DATASET EXCERPT:

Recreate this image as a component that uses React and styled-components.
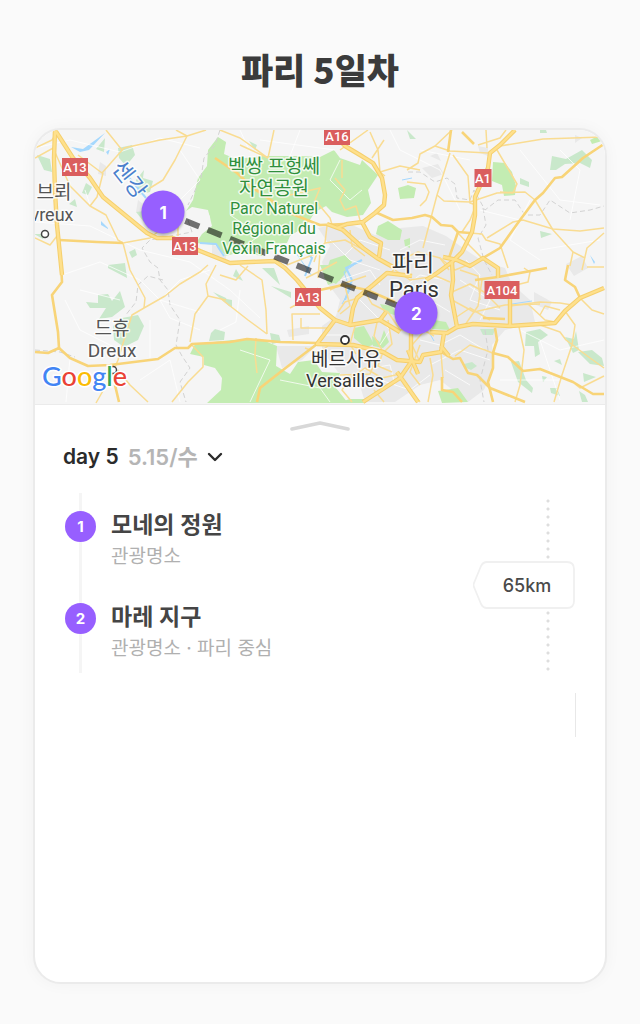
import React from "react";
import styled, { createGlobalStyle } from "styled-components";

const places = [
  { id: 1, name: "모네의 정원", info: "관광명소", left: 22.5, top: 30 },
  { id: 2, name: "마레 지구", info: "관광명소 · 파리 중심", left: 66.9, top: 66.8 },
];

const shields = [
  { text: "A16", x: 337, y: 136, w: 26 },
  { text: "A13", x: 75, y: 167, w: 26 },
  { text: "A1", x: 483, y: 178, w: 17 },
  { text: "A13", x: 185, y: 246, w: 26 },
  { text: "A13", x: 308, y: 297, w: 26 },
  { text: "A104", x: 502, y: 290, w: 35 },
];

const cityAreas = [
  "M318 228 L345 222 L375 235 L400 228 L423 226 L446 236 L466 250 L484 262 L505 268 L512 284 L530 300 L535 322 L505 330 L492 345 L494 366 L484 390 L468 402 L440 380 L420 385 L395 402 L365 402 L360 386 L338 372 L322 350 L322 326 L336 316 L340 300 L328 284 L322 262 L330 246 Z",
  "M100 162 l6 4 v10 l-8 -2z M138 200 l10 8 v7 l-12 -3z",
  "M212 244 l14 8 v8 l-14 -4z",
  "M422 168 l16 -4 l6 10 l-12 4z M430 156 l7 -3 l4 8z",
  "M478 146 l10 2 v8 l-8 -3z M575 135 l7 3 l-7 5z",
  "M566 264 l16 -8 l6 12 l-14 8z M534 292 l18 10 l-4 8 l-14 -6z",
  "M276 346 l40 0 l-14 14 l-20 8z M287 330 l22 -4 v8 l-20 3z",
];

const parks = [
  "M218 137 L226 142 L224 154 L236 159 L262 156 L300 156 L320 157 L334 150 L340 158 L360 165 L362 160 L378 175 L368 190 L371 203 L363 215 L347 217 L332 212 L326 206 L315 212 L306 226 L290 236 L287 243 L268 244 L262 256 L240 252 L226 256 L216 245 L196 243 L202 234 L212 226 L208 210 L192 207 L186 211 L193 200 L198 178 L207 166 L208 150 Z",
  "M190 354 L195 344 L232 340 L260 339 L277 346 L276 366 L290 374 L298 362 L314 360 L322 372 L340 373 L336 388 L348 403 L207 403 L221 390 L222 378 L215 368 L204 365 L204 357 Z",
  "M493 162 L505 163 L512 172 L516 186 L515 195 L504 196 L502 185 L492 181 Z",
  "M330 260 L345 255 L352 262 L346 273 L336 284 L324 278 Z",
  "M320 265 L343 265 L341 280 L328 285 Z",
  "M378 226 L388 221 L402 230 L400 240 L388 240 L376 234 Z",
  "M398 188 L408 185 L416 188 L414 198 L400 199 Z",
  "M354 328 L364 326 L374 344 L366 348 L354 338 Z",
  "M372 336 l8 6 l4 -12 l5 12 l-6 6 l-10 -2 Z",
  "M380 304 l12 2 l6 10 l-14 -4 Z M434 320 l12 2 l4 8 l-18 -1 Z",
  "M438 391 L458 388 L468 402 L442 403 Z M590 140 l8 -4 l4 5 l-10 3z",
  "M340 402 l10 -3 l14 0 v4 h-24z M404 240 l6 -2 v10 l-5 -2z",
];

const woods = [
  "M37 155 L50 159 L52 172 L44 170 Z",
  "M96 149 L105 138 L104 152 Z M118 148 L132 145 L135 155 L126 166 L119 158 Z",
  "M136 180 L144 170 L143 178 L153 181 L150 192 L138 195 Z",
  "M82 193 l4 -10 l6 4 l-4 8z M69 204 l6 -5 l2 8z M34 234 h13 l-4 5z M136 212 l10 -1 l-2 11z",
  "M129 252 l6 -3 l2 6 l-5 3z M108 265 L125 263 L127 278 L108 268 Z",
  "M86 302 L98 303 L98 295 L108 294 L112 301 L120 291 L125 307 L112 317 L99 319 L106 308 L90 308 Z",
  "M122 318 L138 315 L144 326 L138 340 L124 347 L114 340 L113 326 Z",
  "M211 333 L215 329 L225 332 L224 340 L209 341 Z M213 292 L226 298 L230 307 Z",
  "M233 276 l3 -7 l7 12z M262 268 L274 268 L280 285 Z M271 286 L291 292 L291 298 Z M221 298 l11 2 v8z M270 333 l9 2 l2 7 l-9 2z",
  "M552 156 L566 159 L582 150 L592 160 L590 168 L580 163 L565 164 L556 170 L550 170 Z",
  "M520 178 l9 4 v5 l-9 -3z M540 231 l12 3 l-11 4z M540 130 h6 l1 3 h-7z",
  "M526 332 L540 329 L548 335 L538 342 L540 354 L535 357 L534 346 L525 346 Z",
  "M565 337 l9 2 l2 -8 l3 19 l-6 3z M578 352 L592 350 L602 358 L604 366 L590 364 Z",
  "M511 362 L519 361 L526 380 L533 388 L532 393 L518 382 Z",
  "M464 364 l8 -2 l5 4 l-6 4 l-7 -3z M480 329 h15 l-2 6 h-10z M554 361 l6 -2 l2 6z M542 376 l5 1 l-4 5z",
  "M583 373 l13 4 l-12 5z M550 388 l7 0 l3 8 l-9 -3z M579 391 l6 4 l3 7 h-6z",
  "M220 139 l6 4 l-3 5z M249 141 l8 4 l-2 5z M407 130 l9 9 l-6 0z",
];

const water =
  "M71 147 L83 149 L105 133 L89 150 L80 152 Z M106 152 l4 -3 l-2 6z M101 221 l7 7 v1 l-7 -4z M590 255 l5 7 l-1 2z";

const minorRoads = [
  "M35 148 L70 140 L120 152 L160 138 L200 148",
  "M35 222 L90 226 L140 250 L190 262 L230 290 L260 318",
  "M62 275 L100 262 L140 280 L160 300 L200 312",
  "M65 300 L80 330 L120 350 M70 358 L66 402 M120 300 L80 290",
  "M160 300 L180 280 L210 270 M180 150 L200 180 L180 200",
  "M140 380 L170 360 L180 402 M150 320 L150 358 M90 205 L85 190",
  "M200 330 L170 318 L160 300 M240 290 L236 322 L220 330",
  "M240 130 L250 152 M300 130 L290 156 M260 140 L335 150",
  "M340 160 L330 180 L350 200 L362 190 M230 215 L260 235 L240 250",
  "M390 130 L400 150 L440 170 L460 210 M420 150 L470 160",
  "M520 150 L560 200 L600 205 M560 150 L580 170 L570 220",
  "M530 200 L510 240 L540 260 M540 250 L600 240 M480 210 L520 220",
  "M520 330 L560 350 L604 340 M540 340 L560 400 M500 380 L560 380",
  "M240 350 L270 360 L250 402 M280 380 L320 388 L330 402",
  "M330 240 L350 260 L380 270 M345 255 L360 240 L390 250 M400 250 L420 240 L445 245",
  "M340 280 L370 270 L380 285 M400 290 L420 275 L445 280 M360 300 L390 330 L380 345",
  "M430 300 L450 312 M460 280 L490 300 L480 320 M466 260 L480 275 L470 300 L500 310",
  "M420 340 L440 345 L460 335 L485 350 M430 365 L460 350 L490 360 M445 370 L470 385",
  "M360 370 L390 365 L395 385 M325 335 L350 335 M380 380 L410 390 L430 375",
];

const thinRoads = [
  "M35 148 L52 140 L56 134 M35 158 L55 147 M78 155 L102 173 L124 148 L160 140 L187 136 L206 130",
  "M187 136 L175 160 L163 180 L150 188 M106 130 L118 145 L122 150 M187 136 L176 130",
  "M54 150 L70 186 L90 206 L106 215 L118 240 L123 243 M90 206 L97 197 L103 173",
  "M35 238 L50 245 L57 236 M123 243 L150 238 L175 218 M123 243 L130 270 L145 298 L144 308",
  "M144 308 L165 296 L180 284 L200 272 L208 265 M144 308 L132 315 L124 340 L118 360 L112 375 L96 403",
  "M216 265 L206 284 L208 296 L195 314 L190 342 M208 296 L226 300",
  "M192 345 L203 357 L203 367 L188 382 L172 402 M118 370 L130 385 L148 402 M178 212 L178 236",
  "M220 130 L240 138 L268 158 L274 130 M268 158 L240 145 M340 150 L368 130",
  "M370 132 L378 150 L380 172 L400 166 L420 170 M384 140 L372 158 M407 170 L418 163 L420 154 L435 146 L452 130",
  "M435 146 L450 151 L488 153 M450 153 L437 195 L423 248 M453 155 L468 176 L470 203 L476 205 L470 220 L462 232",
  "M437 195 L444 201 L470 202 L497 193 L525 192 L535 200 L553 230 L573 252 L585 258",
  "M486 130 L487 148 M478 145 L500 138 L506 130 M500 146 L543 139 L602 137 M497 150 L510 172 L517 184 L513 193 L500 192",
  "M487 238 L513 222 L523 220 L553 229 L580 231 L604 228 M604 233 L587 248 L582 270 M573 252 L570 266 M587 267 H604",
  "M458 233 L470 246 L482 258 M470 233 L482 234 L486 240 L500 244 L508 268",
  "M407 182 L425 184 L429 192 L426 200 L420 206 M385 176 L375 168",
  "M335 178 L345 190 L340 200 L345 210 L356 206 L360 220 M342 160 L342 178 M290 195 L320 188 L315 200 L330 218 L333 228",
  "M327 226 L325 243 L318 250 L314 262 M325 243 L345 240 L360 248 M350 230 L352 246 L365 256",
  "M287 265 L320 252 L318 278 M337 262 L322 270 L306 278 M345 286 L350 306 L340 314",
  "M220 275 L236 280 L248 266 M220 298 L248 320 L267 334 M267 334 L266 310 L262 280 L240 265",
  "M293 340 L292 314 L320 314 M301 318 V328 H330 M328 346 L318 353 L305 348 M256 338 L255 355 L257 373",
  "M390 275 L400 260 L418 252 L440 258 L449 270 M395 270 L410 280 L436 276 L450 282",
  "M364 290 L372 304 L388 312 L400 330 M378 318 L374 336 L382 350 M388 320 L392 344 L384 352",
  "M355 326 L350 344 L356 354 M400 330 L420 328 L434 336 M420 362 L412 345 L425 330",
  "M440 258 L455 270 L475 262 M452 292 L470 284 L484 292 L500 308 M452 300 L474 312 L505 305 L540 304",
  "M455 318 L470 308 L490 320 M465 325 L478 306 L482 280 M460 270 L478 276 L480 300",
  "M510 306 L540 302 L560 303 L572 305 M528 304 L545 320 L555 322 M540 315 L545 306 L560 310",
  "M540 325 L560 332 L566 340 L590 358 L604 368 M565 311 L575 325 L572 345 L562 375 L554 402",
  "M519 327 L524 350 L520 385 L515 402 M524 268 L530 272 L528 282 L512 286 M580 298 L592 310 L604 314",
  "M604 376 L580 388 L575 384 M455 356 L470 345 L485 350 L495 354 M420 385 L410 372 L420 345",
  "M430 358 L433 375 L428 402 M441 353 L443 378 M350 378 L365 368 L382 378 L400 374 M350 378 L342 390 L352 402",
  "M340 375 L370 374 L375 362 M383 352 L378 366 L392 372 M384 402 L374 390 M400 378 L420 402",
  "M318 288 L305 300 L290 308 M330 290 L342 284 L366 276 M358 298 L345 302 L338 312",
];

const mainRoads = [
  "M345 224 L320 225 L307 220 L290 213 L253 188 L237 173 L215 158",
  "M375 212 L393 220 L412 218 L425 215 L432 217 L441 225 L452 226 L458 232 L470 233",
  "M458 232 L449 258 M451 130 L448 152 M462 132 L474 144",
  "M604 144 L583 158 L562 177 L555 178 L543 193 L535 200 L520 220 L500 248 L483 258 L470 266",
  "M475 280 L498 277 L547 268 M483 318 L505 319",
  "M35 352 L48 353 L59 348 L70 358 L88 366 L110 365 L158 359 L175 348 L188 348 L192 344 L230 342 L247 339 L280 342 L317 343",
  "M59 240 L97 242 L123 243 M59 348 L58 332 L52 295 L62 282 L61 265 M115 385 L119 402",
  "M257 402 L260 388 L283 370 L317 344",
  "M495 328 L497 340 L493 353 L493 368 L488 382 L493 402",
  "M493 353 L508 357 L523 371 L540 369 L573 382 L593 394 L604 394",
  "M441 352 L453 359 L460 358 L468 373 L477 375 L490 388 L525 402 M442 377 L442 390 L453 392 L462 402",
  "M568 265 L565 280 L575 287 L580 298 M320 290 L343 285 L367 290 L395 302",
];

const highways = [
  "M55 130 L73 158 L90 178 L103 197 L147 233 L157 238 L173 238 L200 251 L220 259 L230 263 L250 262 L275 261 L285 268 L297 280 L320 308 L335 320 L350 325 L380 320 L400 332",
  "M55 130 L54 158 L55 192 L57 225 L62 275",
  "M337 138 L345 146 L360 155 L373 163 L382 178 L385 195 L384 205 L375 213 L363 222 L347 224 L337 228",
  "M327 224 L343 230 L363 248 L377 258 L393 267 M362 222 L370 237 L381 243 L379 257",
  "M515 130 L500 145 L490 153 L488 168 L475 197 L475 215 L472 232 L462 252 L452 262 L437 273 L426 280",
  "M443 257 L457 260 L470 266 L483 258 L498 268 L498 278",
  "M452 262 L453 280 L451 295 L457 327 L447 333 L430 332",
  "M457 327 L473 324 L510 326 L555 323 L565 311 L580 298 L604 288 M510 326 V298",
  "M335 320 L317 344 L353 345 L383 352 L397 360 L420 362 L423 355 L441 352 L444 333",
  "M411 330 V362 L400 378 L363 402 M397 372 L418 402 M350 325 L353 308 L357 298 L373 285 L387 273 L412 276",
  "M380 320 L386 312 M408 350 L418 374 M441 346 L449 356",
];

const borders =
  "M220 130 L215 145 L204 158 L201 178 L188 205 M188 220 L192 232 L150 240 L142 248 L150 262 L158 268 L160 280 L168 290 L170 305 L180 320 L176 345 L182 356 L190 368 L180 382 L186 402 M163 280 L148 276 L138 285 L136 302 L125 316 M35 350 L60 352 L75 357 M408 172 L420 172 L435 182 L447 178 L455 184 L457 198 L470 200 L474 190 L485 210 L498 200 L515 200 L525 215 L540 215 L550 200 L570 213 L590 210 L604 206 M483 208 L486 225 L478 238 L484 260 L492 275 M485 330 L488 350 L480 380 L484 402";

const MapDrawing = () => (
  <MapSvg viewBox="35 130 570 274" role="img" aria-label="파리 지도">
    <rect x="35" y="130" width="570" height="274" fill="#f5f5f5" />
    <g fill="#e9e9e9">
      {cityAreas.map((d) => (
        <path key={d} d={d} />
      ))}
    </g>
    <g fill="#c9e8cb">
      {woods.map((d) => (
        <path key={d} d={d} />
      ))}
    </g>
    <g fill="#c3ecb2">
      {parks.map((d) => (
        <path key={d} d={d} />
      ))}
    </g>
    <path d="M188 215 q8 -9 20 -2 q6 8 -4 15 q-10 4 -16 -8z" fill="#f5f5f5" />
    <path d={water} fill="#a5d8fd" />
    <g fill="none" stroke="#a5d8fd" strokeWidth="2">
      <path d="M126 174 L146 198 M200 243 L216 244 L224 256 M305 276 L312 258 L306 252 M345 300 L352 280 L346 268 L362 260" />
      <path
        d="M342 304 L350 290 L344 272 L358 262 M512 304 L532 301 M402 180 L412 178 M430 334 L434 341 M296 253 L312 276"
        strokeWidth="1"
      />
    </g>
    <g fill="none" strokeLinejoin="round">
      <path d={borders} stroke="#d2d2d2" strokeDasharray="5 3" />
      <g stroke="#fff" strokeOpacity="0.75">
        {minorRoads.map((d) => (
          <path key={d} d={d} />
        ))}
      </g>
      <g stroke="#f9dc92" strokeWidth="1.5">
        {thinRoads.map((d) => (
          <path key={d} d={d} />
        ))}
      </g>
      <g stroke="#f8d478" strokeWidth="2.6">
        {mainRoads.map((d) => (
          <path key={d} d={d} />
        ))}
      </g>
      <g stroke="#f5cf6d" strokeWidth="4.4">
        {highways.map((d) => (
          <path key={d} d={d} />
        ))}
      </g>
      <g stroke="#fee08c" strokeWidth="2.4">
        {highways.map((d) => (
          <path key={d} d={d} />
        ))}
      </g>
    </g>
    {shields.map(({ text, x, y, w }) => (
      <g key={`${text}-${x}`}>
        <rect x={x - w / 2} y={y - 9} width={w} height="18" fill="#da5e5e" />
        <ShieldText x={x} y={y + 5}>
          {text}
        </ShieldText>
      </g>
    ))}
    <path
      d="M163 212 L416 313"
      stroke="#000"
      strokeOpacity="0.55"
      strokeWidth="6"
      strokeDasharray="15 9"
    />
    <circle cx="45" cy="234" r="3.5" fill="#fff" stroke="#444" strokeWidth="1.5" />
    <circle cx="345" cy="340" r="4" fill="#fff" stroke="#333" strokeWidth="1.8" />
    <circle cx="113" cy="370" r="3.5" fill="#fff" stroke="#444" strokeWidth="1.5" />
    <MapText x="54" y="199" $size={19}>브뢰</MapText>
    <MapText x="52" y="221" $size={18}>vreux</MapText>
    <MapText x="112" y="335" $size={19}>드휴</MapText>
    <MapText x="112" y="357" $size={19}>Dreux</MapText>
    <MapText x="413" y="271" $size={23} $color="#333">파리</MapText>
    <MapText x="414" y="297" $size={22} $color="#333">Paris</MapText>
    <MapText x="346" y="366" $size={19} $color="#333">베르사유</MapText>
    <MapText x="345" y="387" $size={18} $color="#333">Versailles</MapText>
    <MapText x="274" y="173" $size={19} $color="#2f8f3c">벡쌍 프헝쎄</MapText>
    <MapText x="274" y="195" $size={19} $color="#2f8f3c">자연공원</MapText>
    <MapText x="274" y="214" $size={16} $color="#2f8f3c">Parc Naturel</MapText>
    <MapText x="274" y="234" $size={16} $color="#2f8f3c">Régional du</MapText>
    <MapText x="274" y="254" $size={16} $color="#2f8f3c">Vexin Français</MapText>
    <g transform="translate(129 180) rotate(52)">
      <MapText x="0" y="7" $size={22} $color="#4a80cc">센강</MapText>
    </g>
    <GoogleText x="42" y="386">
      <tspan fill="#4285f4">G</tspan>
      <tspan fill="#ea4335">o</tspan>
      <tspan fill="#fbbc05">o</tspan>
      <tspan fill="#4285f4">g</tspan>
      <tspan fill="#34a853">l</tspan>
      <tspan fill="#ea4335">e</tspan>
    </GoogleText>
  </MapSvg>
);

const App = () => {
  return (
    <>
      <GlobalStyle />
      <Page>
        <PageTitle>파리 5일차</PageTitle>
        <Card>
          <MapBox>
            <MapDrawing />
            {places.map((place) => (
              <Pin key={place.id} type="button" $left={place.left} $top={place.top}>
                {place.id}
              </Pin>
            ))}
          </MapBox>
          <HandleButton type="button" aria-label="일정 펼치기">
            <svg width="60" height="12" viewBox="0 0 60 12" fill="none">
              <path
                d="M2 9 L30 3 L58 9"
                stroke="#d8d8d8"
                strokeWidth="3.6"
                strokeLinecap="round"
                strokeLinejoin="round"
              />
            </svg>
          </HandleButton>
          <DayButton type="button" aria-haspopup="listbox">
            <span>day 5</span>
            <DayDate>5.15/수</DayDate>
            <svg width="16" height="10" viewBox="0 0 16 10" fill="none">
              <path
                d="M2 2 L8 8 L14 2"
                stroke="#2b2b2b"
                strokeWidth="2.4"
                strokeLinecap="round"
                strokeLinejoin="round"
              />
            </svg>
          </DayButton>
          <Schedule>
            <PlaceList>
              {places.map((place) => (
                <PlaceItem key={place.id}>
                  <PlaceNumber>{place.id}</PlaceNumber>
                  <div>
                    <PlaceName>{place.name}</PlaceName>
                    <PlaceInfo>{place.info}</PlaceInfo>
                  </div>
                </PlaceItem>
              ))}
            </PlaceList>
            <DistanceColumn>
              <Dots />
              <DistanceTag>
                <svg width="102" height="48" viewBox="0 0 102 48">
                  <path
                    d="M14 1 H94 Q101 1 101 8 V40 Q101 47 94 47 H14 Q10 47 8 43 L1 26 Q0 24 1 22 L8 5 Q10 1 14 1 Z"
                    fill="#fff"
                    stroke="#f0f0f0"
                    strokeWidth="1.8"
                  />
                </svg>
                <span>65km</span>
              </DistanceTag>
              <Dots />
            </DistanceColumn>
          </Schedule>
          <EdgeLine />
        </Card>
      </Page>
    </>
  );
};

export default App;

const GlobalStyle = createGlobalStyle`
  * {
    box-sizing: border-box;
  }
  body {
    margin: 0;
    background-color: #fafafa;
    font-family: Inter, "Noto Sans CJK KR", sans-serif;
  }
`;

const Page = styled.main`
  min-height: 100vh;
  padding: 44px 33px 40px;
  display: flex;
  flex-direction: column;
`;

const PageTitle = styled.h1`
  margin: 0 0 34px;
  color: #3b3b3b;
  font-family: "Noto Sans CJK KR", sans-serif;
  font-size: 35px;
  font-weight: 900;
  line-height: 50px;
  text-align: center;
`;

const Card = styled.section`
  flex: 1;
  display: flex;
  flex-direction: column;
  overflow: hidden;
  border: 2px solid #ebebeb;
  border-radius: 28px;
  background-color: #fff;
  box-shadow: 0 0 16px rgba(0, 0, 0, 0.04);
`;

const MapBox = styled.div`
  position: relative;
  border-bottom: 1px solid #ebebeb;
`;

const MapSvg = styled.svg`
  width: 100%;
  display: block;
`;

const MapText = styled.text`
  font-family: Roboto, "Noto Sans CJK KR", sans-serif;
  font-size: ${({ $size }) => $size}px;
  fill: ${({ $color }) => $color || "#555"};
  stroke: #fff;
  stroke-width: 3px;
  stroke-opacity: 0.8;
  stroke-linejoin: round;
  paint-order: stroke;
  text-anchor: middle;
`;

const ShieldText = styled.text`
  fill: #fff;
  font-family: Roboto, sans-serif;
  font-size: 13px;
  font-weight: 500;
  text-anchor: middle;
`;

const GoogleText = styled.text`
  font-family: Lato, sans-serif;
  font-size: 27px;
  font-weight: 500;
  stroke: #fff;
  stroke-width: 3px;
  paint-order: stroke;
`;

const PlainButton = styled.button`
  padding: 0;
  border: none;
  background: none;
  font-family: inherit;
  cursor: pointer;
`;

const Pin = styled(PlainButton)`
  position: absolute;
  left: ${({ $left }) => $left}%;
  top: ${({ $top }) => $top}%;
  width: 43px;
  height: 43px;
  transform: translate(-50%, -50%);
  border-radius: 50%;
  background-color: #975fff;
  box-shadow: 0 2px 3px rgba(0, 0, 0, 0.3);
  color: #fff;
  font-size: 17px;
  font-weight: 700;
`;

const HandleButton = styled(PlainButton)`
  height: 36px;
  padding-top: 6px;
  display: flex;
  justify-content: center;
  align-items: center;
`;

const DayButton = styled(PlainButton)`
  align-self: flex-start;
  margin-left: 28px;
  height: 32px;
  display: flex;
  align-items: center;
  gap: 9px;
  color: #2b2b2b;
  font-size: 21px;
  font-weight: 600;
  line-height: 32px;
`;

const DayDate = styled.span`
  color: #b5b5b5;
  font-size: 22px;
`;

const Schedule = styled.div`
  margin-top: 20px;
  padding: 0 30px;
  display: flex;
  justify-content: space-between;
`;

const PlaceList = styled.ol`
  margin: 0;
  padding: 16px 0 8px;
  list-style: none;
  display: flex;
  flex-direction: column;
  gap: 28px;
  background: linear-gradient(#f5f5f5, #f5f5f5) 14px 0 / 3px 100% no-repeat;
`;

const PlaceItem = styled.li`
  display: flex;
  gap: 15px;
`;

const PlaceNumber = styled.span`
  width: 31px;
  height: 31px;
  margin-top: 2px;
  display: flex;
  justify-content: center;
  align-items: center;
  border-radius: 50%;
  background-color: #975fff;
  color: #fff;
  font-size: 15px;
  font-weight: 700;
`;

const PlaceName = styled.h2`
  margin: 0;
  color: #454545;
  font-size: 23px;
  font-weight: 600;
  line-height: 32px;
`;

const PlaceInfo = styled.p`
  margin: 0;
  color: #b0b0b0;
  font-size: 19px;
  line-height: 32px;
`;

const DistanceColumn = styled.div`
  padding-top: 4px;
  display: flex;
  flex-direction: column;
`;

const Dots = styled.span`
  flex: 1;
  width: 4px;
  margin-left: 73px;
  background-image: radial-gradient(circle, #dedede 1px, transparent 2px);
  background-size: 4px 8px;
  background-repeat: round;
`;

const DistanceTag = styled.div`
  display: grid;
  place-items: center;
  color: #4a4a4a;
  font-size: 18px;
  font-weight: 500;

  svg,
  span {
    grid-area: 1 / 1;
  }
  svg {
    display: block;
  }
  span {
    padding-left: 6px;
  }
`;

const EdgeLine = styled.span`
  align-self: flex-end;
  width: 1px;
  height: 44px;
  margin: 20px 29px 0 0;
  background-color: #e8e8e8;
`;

WORK TO DO: Pull every line containing the word "image" out of the material and copy it.

EXERCISE ANSWER:
Recreate this image as a component that uses React and styled-components.
  background-image: radial-gradient(circle, #dedede 1px, transparent 2px);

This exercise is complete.